Problem to solve: In the listing below, pick out lines with "TypeScript".

Data section:

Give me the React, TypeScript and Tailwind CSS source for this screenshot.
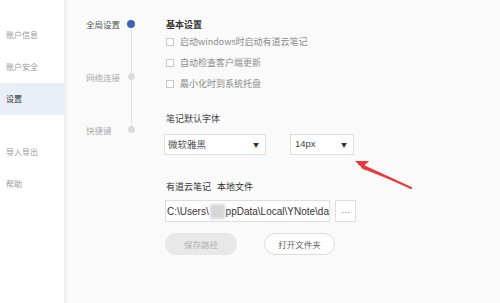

* * *

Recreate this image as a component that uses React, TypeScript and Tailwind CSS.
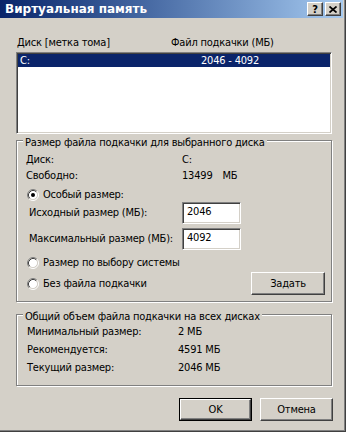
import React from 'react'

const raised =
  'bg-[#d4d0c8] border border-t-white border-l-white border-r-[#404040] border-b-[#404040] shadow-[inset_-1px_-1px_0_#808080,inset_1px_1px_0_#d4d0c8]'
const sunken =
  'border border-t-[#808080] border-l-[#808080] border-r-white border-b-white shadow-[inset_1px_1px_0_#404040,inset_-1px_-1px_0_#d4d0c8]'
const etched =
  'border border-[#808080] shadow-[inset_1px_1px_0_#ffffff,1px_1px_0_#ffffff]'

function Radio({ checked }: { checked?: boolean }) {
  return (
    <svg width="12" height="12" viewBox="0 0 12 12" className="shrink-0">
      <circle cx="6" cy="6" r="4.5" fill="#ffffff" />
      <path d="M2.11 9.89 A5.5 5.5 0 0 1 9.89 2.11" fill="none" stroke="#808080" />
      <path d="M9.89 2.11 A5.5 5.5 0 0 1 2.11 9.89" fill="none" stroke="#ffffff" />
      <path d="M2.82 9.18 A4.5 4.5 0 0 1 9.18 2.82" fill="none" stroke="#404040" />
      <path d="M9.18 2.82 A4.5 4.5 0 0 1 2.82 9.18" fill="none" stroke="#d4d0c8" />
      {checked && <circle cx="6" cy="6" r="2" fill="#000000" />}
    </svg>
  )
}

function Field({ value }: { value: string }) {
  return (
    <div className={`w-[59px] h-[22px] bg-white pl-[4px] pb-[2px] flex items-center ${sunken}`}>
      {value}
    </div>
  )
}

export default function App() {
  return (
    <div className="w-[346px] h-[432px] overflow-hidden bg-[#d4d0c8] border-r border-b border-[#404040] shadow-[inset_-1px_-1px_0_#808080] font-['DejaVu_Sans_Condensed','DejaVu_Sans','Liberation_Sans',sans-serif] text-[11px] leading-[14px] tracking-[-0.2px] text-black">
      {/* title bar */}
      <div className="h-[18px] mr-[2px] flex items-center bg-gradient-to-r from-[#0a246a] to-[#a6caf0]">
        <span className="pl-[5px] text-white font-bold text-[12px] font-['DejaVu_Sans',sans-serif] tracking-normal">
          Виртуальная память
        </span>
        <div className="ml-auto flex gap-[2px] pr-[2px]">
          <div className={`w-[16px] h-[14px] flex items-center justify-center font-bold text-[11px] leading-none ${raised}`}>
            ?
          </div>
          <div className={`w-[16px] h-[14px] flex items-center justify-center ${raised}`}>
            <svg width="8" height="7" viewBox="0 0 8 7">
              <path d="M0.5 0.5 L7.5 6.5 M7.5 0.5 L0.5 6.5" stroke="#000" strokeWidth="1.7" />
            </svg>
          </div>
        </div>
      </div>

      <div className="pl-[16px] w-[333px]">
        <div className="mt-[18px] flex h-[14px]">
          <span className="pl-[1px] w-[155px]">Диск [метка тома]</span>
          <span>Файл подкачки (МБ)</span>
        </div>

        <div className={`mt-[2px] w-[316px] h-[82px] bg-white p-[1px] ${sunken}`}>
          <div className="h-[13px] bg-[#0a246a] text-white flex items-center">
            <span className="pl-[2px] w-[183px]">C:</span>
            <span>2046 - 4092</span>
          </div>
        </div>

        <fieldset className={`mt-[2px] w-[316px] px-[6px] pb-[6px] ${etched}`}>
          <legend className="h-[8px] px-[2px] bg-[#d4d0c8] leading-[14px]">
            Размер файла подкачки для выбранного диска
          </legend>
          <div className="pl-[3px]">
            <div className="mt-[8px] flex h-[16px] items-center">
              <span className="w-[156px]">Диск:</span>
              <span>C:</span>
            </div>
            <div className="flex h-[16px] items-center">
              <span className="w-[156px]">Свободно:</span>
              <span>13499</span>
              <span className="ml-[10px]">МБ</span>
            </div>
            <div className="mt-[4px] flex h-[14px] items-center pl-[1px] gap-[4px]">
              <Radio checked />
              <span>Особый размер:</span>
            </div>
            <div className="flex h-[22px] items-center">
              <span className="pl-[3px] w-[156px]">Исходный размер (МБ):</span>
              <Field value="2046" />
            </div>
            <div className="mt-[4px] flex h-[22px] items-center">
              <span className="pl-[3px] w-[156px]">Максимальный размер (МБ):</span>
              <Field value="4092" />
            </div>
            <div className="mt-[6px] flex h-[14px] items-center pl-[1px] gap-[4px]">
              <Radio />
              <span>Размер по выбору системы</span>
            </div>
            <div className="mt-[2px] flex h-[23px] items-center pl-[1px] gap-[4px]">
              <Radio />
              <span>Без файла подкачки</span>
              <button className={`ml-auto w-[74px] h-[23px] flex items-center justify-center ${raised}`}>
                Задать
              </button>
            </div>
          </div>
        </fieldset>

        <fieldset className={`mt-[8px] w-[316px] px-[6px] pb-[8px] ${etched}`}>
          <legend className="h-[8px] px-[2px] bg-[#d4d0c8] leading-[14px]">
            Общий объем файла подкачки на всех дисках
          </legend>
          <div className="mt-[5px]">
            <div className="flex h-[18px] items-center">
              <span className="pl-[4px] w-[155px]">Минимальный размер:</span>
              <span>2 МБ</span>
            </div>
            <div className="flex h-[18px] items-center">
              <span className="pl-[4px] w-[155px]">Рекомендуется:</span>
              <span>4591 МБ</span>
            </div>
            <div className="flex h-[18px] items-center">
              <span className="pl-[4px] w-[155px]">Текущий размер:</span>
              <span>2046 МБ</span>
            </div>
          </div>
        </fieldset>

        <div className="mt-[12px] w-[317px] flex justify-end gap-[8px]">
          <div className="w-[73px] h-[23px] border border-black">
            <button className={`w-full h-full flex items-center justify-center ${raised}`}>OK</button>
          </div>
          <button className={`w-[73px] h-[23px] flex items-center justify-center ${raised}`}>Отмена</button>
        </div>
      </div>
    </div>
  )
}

Answer to the task:
Give me the React, TypeScript and Tailwind CSS source for this screenshot.
Recreate this image as a component that uses React, TypeScript and Tailwind CSS.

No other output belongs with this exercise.